An 87-year-old Narragansett Beer can. An 1860s fabric crimping iron. A handful of cooking and baking instruments from Germany. And a cup and saucer commemorating the 100-year anniversary of the Gaspee Affair, one of the earliest rebellions in the lead-up to the American Revolution.
Those are just a few of the extraordinary items students have unearthed in one of Brown University’s most popular and buzzed-about courses, Archaeology of College Hill.

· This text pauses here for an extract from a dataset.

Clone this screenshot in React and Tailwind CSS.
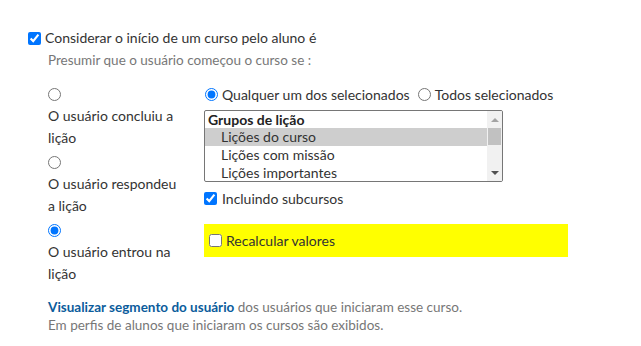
import React, { useState } from "react";

const font = { fontFamily: "Lato, 'Open Sans', sans-serif" };

const Radio = ({ checked, onChange }) => (
  <input
    type="radio"
    checked={checked}
    onChange={onChange}
    className="m-0 w-[13px] h-[13px] accent-[#0075ff]"
  />
);

const Check = ({ checked, onChange }) => (
  <input
    type="checkbox"
    checked={checked}
    onChange={onChange}
    className="m-0 w-[13px] h-[13px] accent-[#0075ff]"
  />
);

const LessonGroups = () => {
  const groups = ["Lições do curso", "Lições com missão", "Lições importantes"];
  const [selected, setSelected] = useState(0);

  return (
    <div className="flex w-[299px] h-[72px] border border-[#767676] rounded-[2px] overflow-hidden bg-white">
      <div className="flex-1">
        <div className="h-[17px] leading-[17px] pl-[3px] font-bold text-[#222]">
          Grupos de lição
        </div>
        {groups.map((g, i) => (
          <div
            key={g}
            onClick={() => setSelected(i)}
            className={
              selected === i
                ? "h-[18px] leading-[18px] pl-[16px] bg-[#cecece]"
                : "h-[18px] leading-[18px] pl-[16px]"
            }
          >
            {g}
          </div>
        ))}
      </div>
      {/* scrollbar */}
      <div className="w-[15px] bg-[#f1f1f1] flex flex-col items-center">
        <div className="h-[17px] flex items-center justify-center">
          <div className="w-0 h-0 border-l-[4px] border-r-[4px] border-b-[4px] border-l-transparent border-r-transparent border-b-[#a3a3a3]" />
        </div>
        <div className="w-[13px] h-[17px] bg-[#c1c1c1]" />
        <div className="flex-1" />
        <div className="h-[17px] flex items-center justify-center">
          <div className="w-0 h-0 border-l-[4px] border-r-[4px] border-t-[4px] border-l-transparent border-r-transparent border-t-[#505050]" />
        </div>
      </div>
    </div>
  );
};

export default function App() {
  const [consider, setConsider] = useState(true);
  const [trigger, setTrigger] = useState("entered");
  const [match, setMatch] = useState("any");
  const [subcourses, setSubcourses] = useState(true);
  const [recalc, setRecalc] = useState(false);

  const triggers = [
    { id: "completed", label: "O usuário concluiu a lição" },
    { id: "answered", label: "O usuário respondeu a lição" },
    { id: "entered", label: "O usuário entrou na lição" },
  ];

  return (
    <div className="w-[641px] h-[346px] bg-white text-[#333] pt-[29px] pl-[28px]" style={font}>
      {/* Main option */}
      <label className="flex items-center gap-[4px] text-[14px] leading-[18px]">
        <Check checked={consider} onChange={() => setConsider(!consider)} />
        <span>Considerar o início de um curso pelo aluno é</span>
      </label>

      <div className="pl-[20px]">
        <p className="mt-[5px] text-[13.5px] leading-[16px] text-[#777]">
          Presumir que o usuário começou o curso se :
        </p>

        <div className="flex mt-[15px]">
          {/* Trigger choices */}
          <div className="w-[156px] flex flex-col gap-[2px] text-[14px]">
            {triggers.map((t) => (
              <label key={t.id} className="block">
                <div className="h-[22px] flex items-center">
                  <Radio checked={trigger === t.id} onChange={() => setTrigger(t.id)} />
                </div>
                <div className="leading-[22px] w-[136px]">{t.label}</div>
              </label>
            ))}
          </div>

          {/* Lesson groups */}
          <div className="flex flex-col text-[14px]">
            <div className="h-[22px] flex items-center gap-[4px] pl-[1px]">
              <Radio checked={match === "any"} onChange={() => setMatch("any")} />
              <span className="mr-[4px]">Qualquer um dos selecionados</span>
              <Radio checked={match === "all"} onChange={() => setMatch("all")} />
              <span>Todos selecionados</span>
            </div>

            <div className="mt-[5px]">
              <LessonGroups />
            </div>

            <label className="h-[18px] mt-[7px] flex items-center gap-[5px]">
              <Check checked={subcourses} onChange={() => setSubcourses(!subcourses)} />
              <span>Incluindo subcursos</span>
            </label>

            <div className="mt-[17px] w-[364px] h-[33px] bg-[#ffff00] flex items-center gap-[4px] pl-[5px]">
              <Check checked={recalc} onChange={() => setRecalc(!recalc)} />
              <span>Recalcular valores</span>
            </div>
          </div>
        </div>

        <div className="mt-[13px] text-[13.5px] leading-[18px] text-[#777]">
          <p>
            <a href="#" className="font-bold text-[#0b5c9c]">
              Visualizar segmento do usuário
            </a>{" "}
            dos usuários que iniciaram esse curso.
          </p>
          <p>Em perfis de alunos que iniciaram os cursos são exibidos.</p>
        </div>
      </div>
    </div>
  );
}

Offered at Brown every fall, the introductory archaeology course takes students out of the classroom and into the fresh air of College Hill, a Providence neighborhood so rich in history that there’s always something more to discover underground. Over several weeks, students use trowels, sifters, toothbrushes and trays to dig up, clean and analyze artifacts they discover underground, working together to chronicle their findings on a class Facebook page.
Over the course’s 17-year history, students have learned the principles of archaeology through hands-on work at multiple sites in the area, including the First Baptist Church in America, the John Brown House and Brown’s own Quiet Green. But for the last seven years, they’ve been focused on a site at the corner of Hope Street and Lloyd Avenue, where secrets of a Gilded Age family lay buried for more than a century. The plot of land was once the site of the Sack family house; its patriarch, A. Albert Sack, owned a lucrative textile mill in North Providence.
“There’s so much history beneath our feet, especially in Providence,” said Erynn Bentley, a Ph.D. student at Brown’s Joukowsky Institute for Archaeology and the Ancient World and the instructor of the Fall 2022 course. “This area has changed, grown and reinvented itself so many times over the last few centuries. Looking underground can not only help us understand when and how change happened but can also give us a window into the lives of people from previous generations.”